Jerry Sisemore Texas
Classic Memories
Ht. 6-4 Wt. 260 Class: Sophomore/Junior/Senior Position: Offensive Tackle Hometown: Plainview, Texas 1971 Classic: Notre Dame 24, Texas 11 1972 Classic: Penn State 30, Texas 6 1973 Classic: Texas 17, Alabama 13
1971 Team Statistics: 216 yards rushing, 210 yards passing, 426 yards in total offense 1972 Team Statistics: 159 yards rushing, 83 yards passing, 242 yards in total offense 1973 Team Statistics: 317 yards rushing, 61 yards passing, 378 yards in total offense
Press clippings come in abundant supply for quarterbacks, but for offensive linemen, individual recognition is a rare occurrence...unless the lineman's name is Jerry Sisemore.

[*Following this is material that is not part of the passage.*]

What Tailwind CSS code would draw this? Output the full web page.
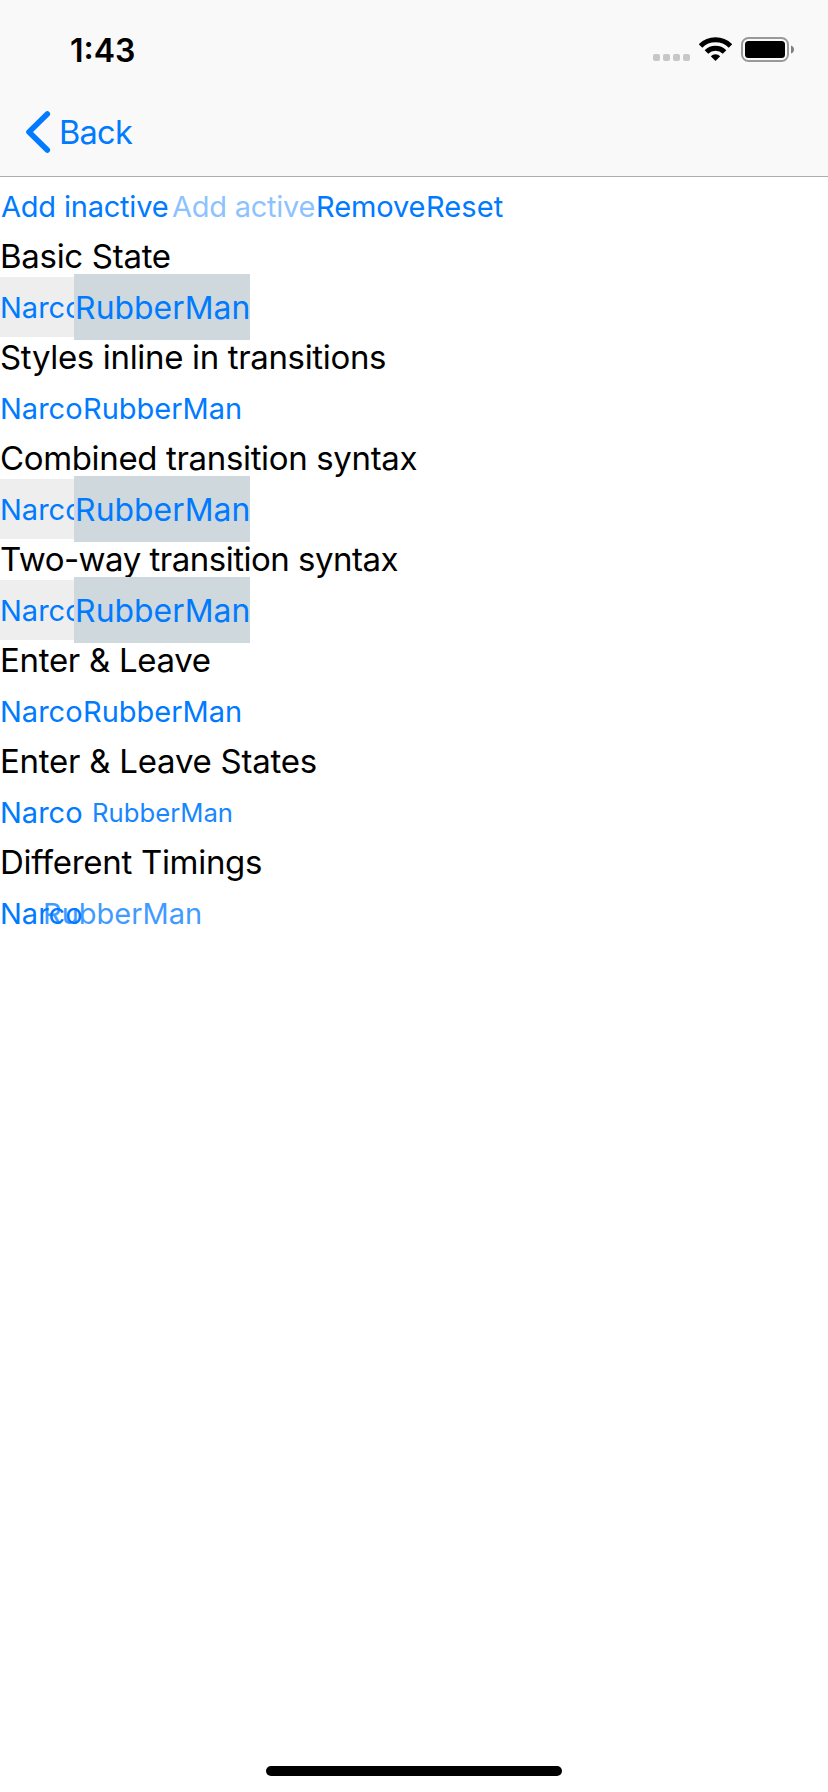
<!DOCTYPE html>
<html lang="en">
<head>
<meta charset="utf-8">
<title>Animations</title>
<script src="https://cdn.jsdelivr.net/npm/@tailwindcss/browser@4"></script>
</head>
<body class="bg-white">
<div class="flex h-[1792px] w-[828px] flex-col overflow-hidden bg-white font-[Inter,sans-serif] whitespace-nowrap text-black">
  <header class="flex h-[177px] shrink-0 flex-col border-b border-[#adadad] bg-[#f9f9f9]">
    <!-- Status bar -->
    <div class="flex h-[88px] items-start justify-between pt-[37px] pr-[34px] pl-[70px]">
      <div class="text-[32px] leading-[27px] font-semibold">1:43</div>
      <div class="flex items-start">
        <div class="mt-[17px] mr-[9px] flex gap-[3px]">
          <i class="size-[7px] rounded-xs bg-[#c7c7c7]"></i>
          <i class="size-[7px] rounded-xs bg-[#c7c7c7]"></i>
          <i class="size-[7px] rounded-xs bg-[#c7c7c7]"></i>
          <i class="size-[7px] rounded-xs bg-[#c7c7c7]"></i>
        </div>
        <svg class="mr-[9px]" width="33" height="24" viewBox="0 0 33 24" fill="none" stroke="#000" stroke-width="5">
          <path d="M1.5 9A21.2 21.2 0 0 1 31.5 9"/>
          <path d="M7.45 14.95A12.8 12.8 0 0 1 25.55 14.95"/>
          <path d="M11.8 19.3A6.7 6.7 0 0 1 21.2 19.3L16.5 24Z" fill="#000" stroke="none"/>
        </svg>
        <svg width="53" height="25" viewBox="0 0 53 25">
          <rect x="1" y="1" width="46" height="23" rx="6.5" fill="none" stroke="#999" stroke-width="2"/>
          <rect x="4" y="4" width="40" height="17" rx="3.5"/>
          <path d="M50 8.5Q53 9.5 53 12.5T50 16.5Z" fill="#808080"/>
        </svg>
      </div>
    </div>
    <!-- Navigation bar -->
    <div class="flex h-[88px] items-center pl-[26px] text-[#007aff]">
      <svg width="25" height="44" viewBox="0 0 25 44" fill="none" stroke="currentColor" stroke-width="5.6" stroke-linecap="round" stroke-linejoin="round"><path d="M21.3 4L3 22L21.3 40"/></svg>
      <span class="ml-2 pt-[2px] text-[32.5px] tracking-[-0.7px]">Back</span>
    </div>
  </header>

  <main class="-mt-px flex flex-col text-[33px] text-black">
    <div class="flex h-[60px] text-[29px] leading-[62px] text-[#007aff]">
      <div class="w-[172px] pl-px tracking-[-0.2px]">Add inactive</div>
      <div class="w-[144px] tracking-[-0.25px] opacity-45">Add active</div>
      <div class="w-[110px] tracking-[-0.1px]">Remove</div>
      <div class="tracking-[0.1px]">Reset</div>
    </div>

    <div class="h-[41px] leading-[41px] tracking-[-0.3px]">Basic State</div>
    <div class="flex h-[60px] text-[29px] leading-[62px] text-[#007aff]">
      <div class="w-[82px] bg-[#eeeeee]">Narco</div>
      <div class="w-[160px] scale-110 bg-[#cfd8dc] pl-px">RubberMan</div>
    </div>

    <div class="h-[41px] leading-[41px] tracking-[-0.34px]">Styles inline in transitions</div>
    <div class="flex h-[60px] text-[29px] leading-[62px] text-[#007aff]">
      <div class="w-[82px]">Narco</div>
      <div class="w-[160px] pl-px">RubberMan</div>
    </div>

    <div class="h-[41px] leading-[41px] tracking-[-0.35px]">Combined transition syntax</div>
    <div class="flex h-[60px] text-[29px] leading-[62px] text-[#007aff]">
      <div class="w-[82px] bg-[#eeeeee]">Narco</div>
      <div class="w-[160px] scale-110 bg-[#cfd8dc] pl-px">RubberMan</div>
    </div>

    <div class="h-[41px] leading-[41px] tracking-[-0.5px]">Two-way transition syntax</div>
    <div class="flex h-[60px] text-[29px] leading-[62px] text-[#007aff]">
      <div class="w-[82px] bg-[#eeeeee]">Narco</div>
      <div class="w-[160px] scale-110 bg-[#cfd8dc] pl-px">RubberMan</div>
    </div>

    <div class="h-[41px] leading-[41px] tracking-[-0.3px]">Enter &amp; Leave</div>
    <div class="flex h-[60px] text-[29px] leading-[62px] text-[#007aff]">
      <div class="w-[82px]">Narco</div>
      <div class="w-[160px] pl-px">RubberMan</div>
    </div>

    <div class="h-[41px] leading-[41px] tracking-[-0.24px]">Enter &amp; Leave States</div>
    <div class="flex h-[60px] text-[29px] leading-[62px] text-[#007aff]">
      <div class="w-[82px]">Narco</div>
      <div class="w-[160px] scale-[0.885] pl-px opacity-90">RubberMan</div>
    </div>

    <div class="h-[41px] leading-[41px] tracking-[-0.3px]">Different Timings</div>
    <div class="flex h-[60px] text-[29px] leading-[62px] text-[#007aff]">
      <div class="w-[82px]">Narco</div>
      <div class="w-[160px] -translate-x-10 pl-px opacity-75">RubberMan</div>
    </div>
  </main>

  <!-- Home indicator -->
  <div class="mx-auto mt-auto mb-4 h-[10px] w-[296px] shrink-0 rounded-full bg-black"></div>
</div>
</body>
</html>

A consensus All-American throughout his college career at Texas, Sisemore possessed great balance, coordination and agility to dominate defenders at the point of attack and downfield. He was so quick off the ball opponents insisted he was offsides. In his final Classic performance in 1973, Sisemore literally bowled over Alabama, helping Texas pile up 317 rushing yards and earn a 17-13 victory.